Я допускаю, что когда человек разговаривает сам с собой, это может показаться нелепым и противоестественным; так оно и есть по большей части; но порою могут представиться обстоятельства, в корне меняющие дело. Так нередко бывает с человеком, который вынашивает некий замысел, сосредоточась на нем, и когда по самой природе сего замысла исключается наличие наперсника. Таково, конечно, всякое злодейство; есть и менее вредоносные намерения, которые отнюдь не подлежат передаче другому лицу. Само собою разумеется, что в подобных случаях зрители должны отчетливо видеть, замечает ли их сценический персонаж или нет. Ибо если он способен заподозрить, что кто-то слышит его разговор с самим собой, он становится до крайности отвратительным и смешным. Да и не только в таком случае, но и в любом месте пиесы, когда актер показывает зрителям, что знает об их присутствии, это невыносимо. С другой же стороны, когда актер, произносящий монолог, взвешивает наедине сам с собою pro и contra[17], обдумывая свой замысел, нам не следует воображать, что он говорит с нами, ни даже с самим собой: он лишь размышляет, и размышляет о том, о чем было бы непростительно глупо говорить вслух. Но поскольку мы являемся незримыми для него свидетелями развивающегося действия, а сочинитель полагает необходимым посвятить нас во все подробности затеваемых козней, то персонажу вменяется в обязанность уведомить нас о своих мыслях; а для того он должен высказать их вслух, коль скоро еще не изобретен иной способ сообщения мыслей.

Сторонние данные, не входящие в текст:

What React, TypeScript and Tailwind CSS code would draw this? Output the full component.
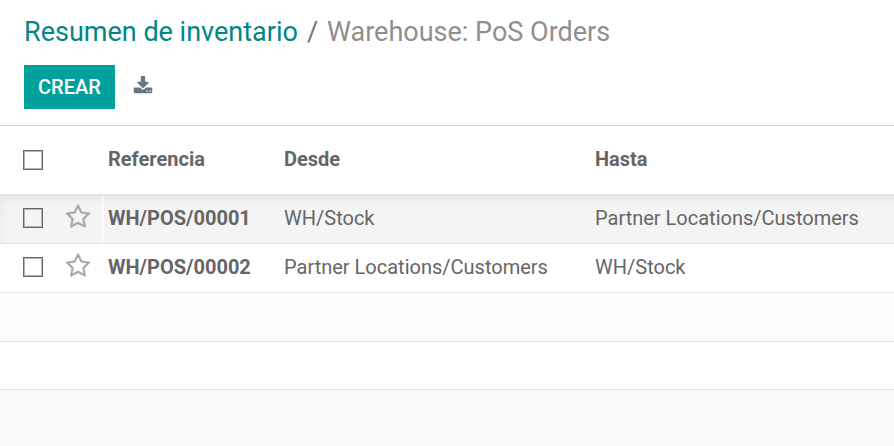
type Picking = {
  reference: string;
  from: string;
  to: string;
};

const pickings: Picking[] = [
  { reference: "WH/POS/00001", from: "WH/Stock", to: "Partner Locations/Customers" },
  { reference: "WH/POS/00002", from: "Partner Locations/Customers", to: "WH/Stock" },
];

function DownloadIcon() {
  return (
    <svg viewBox="0 0 1792 1792" className="size-5" fill="currentColor" aria-hidden="true">
      <path d="M1344 1344q0-26-19-45t-45-19-45 19-19 45 19 45 45 19 45-19 19-45zm256 0q0-26-19-45t-45-19-45 19-19 45 19 45 45 19 45-19 19-45zm128-224v320q0 40-28 68t-68 28h-1472q-40 0-68-28t-28-68v-320q0-40 28-68t68-28h465l135 136q58 56 136 56t136-56l136-136h464q40 0 68 28t28 68zm-325-569q17 41-14 70l-448 448q-18 19-45 19t-45-19l-448-448q-31-29-14-70 17-39 59-39h256v-448q0-26 19-45t45-19h256q26 0 45 19t19 45v448h256q42 0 59 39z" />
    </svg>
  );
}

function StarIcon() {
  return (
    <svg viewBox="0 0 1792 1792" className="block size-[26px]" fill="currentColor" stroke="currentColor" strokeWidth="24" aria-hidden="true">
      <path d="M1201 1004l306-297-422-62-189-382-189 382-422 62 306 297-73 421 378-199 377 199zm527-357q0 22-26 48l-363 354 86 500q1 7 1 20 0 50-41 50-19 0-40-12l-449-236-449 236q-22 12-40 12-21 0-31.5-14.5t-10.5-35.5q0-6 2-20l86-500-364-354q-25-27-25-48 0-37 56-46l502-73 225-455q19-41 49-41t49 41l225 455 502 73q56 9 56 46z" />
    </svg>
  );
}

function Checkbox({ label }: { label: string }) {
  return (
    <input
      type="checkbox"
      aria-label={label}
      className="block size-5 appearance-none border border-[#63676c] shadow-[inset_0_0_0_1px_#adb5bd] checked:bg-[#00a09d]"
    />
  );
}

export default function App() {
  return (
    <div className="min-h-screen bg-[#f9f9f9] font-[Roboto,sans-serif] text-[#666666]">
      <header className="border-b border-[#cccccc] bg-white px-6 pt-3 pb-4">
        <nav aria-label="breadcrumb">
          <ol className="flex gap-[9px] text-[27px] leading-10">
            <li>
              <a href="#" className="text-[#008784]">Resumen de inventario</a>
            </li>
            <li aria-hidden="true" className="text-[#6c757d]">/</li>
            <li className="text-[#8f8f8f]">Warehouse: PoS Orders</li>
          </ol>
        </nav>
        <div className="mt-[13px] flex items-center gap-[18px]">
          <button type="button" className="h-11 bg-[#00a09d] px-[14px] text-[20px] font-medium text-white">
            CREAR
          </button>
          <button type="button" aria-label="Exportar" className="pb-0.5 text-[#6c757d]">
            <DownloadIcon />
          </button>
        </div>
      </header>

      <table className="w-full table-fixed border-separate border-spacing-0 bg-white text-left text-[20px] [&_td]:border-b [&_td]:border-[#dee2e6] [&_th]:border-b [&_th]:border-[#dee2e6]">
        <colgroup>
          <col className="w-[60px]" />
          <col className="w-[43px]" />
          <col className="w-[176px]" />
          <col className="w-[311px]" />
          <col />
        </colgroup>
        <thead>
          <tr className="h-[69px]">
            <th className="pl-[23px]">
              <Checkbox label="Seleccionar todo" />
            </th>
            <th />
            <th className="px-[5px] pb-0.5 font-bold">Referencia</th>
            <th className="px-[5px] pb-0.5 font-bold">Desde</th>
            <th className="px-[5px] pb-0.5 font-bold">Hasta</th>
          </tr>
        </thead>
        <tbody>
          {pickings.map((p) => (
            <tr
              key={p.reference}
              className="h-[49px] first:bg-[#f4f4f4] first:shadow-[inset_4px_8px_12px_-6px_rgba(0,0,0,0.09)]"
            >
              <td className="pb-0.5 pl-[23px]">
                <Checkbox label={p.reference} />
              </td>
              <td className="border-r border-r-white! pb-1 pl-[5px]">
                <button type="button" aria-label="Favorito" className="block text-[#a8a8a8]">
                  <StarIcon />
                </button>
              </td>
              <td className="px-[5px] pb-0.5 font-bold">{p.reference}</td>
              <td className="px-[5px] pb-0.5">{p.from}</td>
              <td className="px-[5px] pb-0.5">{p.to}</td>
            </tr>
          ))}
          <tr className="h-[49px] bg-[#fcfcfd]">
            <td colSpan={5} />
          </tr>
          <tr className="h-12">
            <td colSpan={5} />
          </tr>
        </tbody>
      </table>
    </div>
  );
}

Другой весьма неосновательный упрек был сделан теми, кто не удосужился разобраться в характерах действующих лиц. По их мнению, герой пиесы, как им было угодно выразиться (имелся в виду Милфонт), — простофиля, которого легче легкого вставить в дураках, обвести вокруг пальца. Но разве каждый, кого обманывают, непременно простак или глупец? В таком случае я боюсь, что мы сведем два различных сорта людей к одному и что самим мошенникам будет затруднительно оправдать свое звание. Неужели же чистосердечного и порядочного человека, питающего полное доверие к тому, кого он полагает своим другом, к тому, кто ему обязан всем, кто (подтверждая это мнение) соответственно себя ведет и проверен в ряде случаев, неужели — говорю этого человека, оказавшегося жертвой предательства, следует поверстать тотчас же в дураки по единственной причине, что тот, другой, оказался подлецом? Да, но ведь Милфонта предостерег в первом акте его друг Беззабуотер. А что собственно означало это предостережение? Оно всего лишь должно было пролить некоторый свет зрителям на характер Пройда до его появления, но никак не могло убедить Милфонта в измене; этого Беззабуотер сделать был не в состоянии, ибо не знал за Пройдом ничего предосудительного, тот просто ему не нравился. Что же до подозрений Беззабуотера о близости Пройда с леди Трухлдуб, то следует обратить внимание, как на это отвечает Милфонт, и сопоставить ответ с поведением Пройда на протяжении всей пиесы.
Я снова просил бы своих оппонентов глубже заглянуть в характер Пройда, прежде чем обвинять обманутого им Милфонта в слабости. Ибо, подводя итоги разбору этого возражения, могу сказать, что, лишь недооценив хитрость одного персонажа, можно было прийти к выводу о глупости другого.
Но есть одно обстоятельство, которое задевает меня более, чем все кривотолки, которые довелось мне слышать: это утверждение, что на меня обижены дамы. Я душевно скорблю по сему поводу, ибо не побоюсь заявить, что скорее соглашусь вызвать неудовольствие всех критиков мира, чем одной- единственной представительницы прекрасного пола. Утверждают, что я изобразил некоторых женщин порочными и неискренними. Но что я мог поделать? Таково ремесло сочинителя комедий: изображать пороки и безумства рода человеческого. А коль скоро существуют лишь два пола, мужской и женский, мужчины и женщины, из коих и состоит человеческий род, то если бы я не касался одной из его половин, мой труд был бы заведомо несовершенным. Я весьма рад представившейся мне возможности низко склониться перед обиженными на меня дамами; но чего иного они могли ждать от сатирической комедии? ведь нельзя ждать приятной щекотки от хирурга, который пускает вам кровь. Добродетельным и скромным не на что обижаться: на фоне характеров, изображенных мною, они лишь выиграют, а их достоинства станут более заметны и лучезарны; особы же другого рода могут тем не менее сойти за скромных и добродетельных, если сделают вид, что сатира нисколько их не задела и к ним не относится. Поэтому на меня возводят напраслину, якобы я нанес вред дамам, тогда как на самом деле я оказал им услугу.